**Stated task:** Output all of the entries below precisely as written.

(Rows from a dataset of pages and code)
»»
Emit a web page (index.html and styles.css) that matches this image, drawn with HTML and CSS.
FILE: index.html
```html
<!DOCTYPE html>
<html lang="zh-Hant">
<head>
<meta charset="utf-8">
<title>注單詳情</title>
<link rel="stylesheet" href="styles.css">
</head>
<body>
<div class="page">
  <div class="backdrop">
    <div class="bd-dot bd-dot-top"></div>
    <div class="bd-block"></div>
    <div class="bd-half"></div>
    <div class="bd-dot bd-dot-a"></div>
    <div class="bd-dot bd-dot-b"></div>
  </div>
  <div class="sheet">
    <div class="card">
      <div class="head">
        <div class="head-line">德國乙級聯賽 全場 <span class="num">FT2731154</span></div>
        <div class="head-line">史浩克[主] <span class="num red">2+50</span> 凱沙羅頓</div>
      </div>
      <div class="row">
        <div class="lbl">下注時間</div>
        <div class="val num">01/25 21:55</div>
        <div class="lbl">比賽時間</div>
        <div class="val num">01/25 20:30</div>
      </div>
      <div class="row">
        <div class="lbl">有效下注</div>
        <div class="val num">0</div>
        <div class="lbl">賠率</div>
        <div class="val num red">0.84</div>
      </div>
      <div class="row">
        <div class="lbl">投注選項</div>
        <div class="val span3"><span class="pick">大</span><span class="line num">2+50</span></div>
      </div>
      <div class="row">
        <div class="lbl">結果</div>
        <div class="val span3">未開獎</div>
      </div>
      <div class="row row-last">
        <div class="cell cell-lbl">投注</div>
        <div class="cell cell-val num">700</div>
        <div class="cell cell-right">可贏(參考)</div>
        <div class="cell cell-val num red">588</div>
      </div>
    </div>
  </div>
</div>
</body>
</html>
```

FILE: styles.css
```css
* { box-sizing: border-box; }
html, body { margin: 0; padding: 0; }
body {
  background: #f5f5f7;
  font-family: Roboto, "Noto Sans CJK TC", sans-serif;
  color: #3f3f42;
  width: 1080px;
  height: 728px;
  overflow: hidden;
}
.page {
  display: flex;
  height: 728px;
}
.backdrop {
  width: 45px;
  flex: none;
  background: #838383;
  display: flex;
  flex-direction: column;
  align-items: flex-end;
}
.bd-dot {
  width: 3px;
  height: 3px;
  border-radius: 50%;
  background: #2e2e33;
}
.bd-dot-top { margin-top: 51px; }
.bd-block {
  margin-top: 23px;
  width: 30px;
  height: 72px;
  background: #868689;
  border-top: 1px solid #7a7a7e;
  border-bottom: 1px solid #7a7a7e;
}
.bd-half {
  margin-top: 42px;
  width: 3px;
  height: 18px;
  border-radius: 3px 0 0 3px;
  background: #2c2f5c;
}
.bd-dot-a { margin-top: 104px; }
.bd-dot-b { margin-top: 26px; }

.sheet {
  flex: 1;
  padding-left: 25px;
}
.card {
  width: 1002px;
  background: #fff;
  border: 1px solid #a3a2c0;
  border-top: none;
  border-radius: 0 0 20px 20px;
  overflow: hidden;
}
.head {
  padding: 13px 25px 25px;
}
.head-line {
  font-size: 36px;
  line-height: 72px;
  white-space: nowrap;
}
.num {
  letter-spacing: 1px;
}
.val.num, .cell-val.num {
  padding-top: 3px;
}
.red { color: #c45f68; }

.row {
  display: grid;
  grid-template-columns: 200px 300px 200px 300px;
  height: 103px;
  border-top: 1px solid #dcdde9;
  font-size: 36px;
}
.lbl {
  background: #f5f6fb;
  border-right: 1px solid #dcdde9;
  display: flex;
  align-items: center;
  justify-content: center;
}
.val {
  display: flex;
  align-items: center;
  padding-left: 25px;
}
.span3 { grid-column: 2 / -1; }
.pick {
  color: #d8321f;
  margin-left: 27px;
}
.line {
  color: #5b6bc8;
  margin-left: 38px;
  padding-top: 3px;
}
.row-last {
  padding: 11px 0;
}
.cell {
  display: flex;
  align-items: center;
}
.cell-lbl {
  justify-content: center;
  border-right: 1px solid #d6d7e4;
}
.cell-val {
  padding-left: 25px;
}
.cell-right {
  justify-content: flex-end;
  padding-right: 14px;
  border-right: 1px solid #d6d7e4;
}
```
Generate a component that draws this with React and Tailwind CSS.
««
**The solution:**
Emit a web page (index.html and styles.css) that matches this image, drawn with HTML and CSS.
FILE: index.html
```html
<!DOCTYPE html>
<html lang="zh-Hant">
<head>
<meta charset="utf-8">
<title>注單詳情</title>
<link rel="stylesheet" href="styles.css">
</head>
<body>
<div class="page">
  <div class="backdrop">
    <div class="bd-dot bd-dot-top"></div>
    <div class="bd-block"></div>
    <div class="bd-half"></div>
    <div class="bd-dot bd-dot-a"></div>
    <div class="bd-dot bd-dot-b"></div>
  </div>
  <div class="sheet">
    <div class="card">
      <div class="head">
        <div class="head-line">德國乙級聯賽 全場 <span class="num">FT2731154</span></div>
        <div class="head-line">史浩克[主] <span class="num red">2+50</span> 凱沙羅頓</div>
      </div>
      <div class="row">
        <div class="lbl">下注時間</div>
        <div class="val num">01/25 21:55</div>
        <div class="lbl">比賽時間</div>
        <div class="val num">01/25 20:30</div>
      </div>
      <div class="row">
        <div class="lbl">有效下注</div>
        <div class="val num">0</div>
        <div class="lbl">賠率</div>
        <div class="val num red">0.84</div>
      </div>
      <div class="row">
        <div class="lbl">投注選項</div>
        <div class="val span3"><span class="pick">大</span><span class="line num">2+50</span></div>
      </div>
      <div class="row">
        <div class="lbl">結果</div>
        <div class="val span3">未開獎</div>
      </div>
      <div class="row row-last">
        <div class="cell cell-lbl">投注</div>
        <div class="cell cell-val num">700</div>
        <div class="cell cell-right">可贏(參考)</div>
        <div class="cell cell-val num red">588</div>
      </div>
    </div>
  </div>
</div>
</body>
</html>
```

FILE: styles.css
```css
* { box-sizing: border-box; }
html, body { margin: 0; padding: 0; }
body {
  background: #f5f5f7;
  font-family: Roboto, "Noto Sans CJK TC", sans-serif;
  color: #3f3f42;
  width: 1080px;
  height: 728px;
  overflow: hidden;
}
.page {
  display: flex;
  height: 728px;
}
.backdrop {
  width: 45px;
  flex: none;
  background: #838383;
  display: flex;
  flex-direction: column;
  align-items: flex-end;
}
.bd-dot {
  width: 3px;
  height: 3px;
  border-radius: 50%;
  background: #2e2e33;
}
.bd-dot-top { margin-top: 51px; }
.bd-block {
  margin-top: 23px;
  width: 30px;
  height: 72px;
  background: #868689;
  border-top: 1px solid #7a7a7e;
  border-bottom: 1px solid #7a7a7e;
}
.bd-half {
  margin-top: 42px;
  width: 3px;
  height: 18px;
  border-radius: 3px 0 0 3px;
  background: #2c2f5c;
}
.bd-dot-a { margin-top: 104px; }
.bd-dot-b { margin-top: 26px; }

.sheet {
  flex: 1;
  padding-left: 25px;
}
.card {
  width: 1002px;
  background: #fff;
  border: 1px solid #a3a2c0;
  border-top: none;
  border-radius: 0 0 20px 20px;
  overflow: hidden;
}
.head {
  padding: 13px 25px 25px;
}
.head-line {
  font-size: 36px;
  line-height: 72px;
  white-space: nowrap;
}
.num {
  letter-spacing: 1px;
}
.val.num, .cell-val.num {
  padding-top: 3px;
}
.red { color: #c45f68; }

.row {
  display: grid;
  grid-template-columns: 200px 300px 200px 300px;
  height: 103px;
  border-top: 1px solid #dcdde9;
  font-size: 36px;
}
.lbl {
  background: #f5f6fb;
  border-right: 1px solid #dcdde9;
  display: flex;
  align-items: center;
  justify-content: center;
}
.val {
  display: flex;
  align-items: center;
  padding-left: 25px;
}
.span3 { grid-column: 2 / -1; }
.pick {
  color: #d8321f;
  margin-left: 27px;
}
.line {
  color: #5b6bc8;
  margin-left: 38px;
  padding-top: 3px;
}
.row-last {
  padding: 11px 0;
}
.cell {
  display: flex;
  align-items: center;
}
.cell-lbl {
  justify-content: center;
  border-right: 1px solid #d6d7e4;
}
.cell-val {
  padding-left: 25px;
}
.cell-right {
  justify-content: flex-end;
  padding-right: 14px;
  border-right: 1px solid #d6d7e4;
}
```
Generate a component that draws this with React and Tailwind CSS.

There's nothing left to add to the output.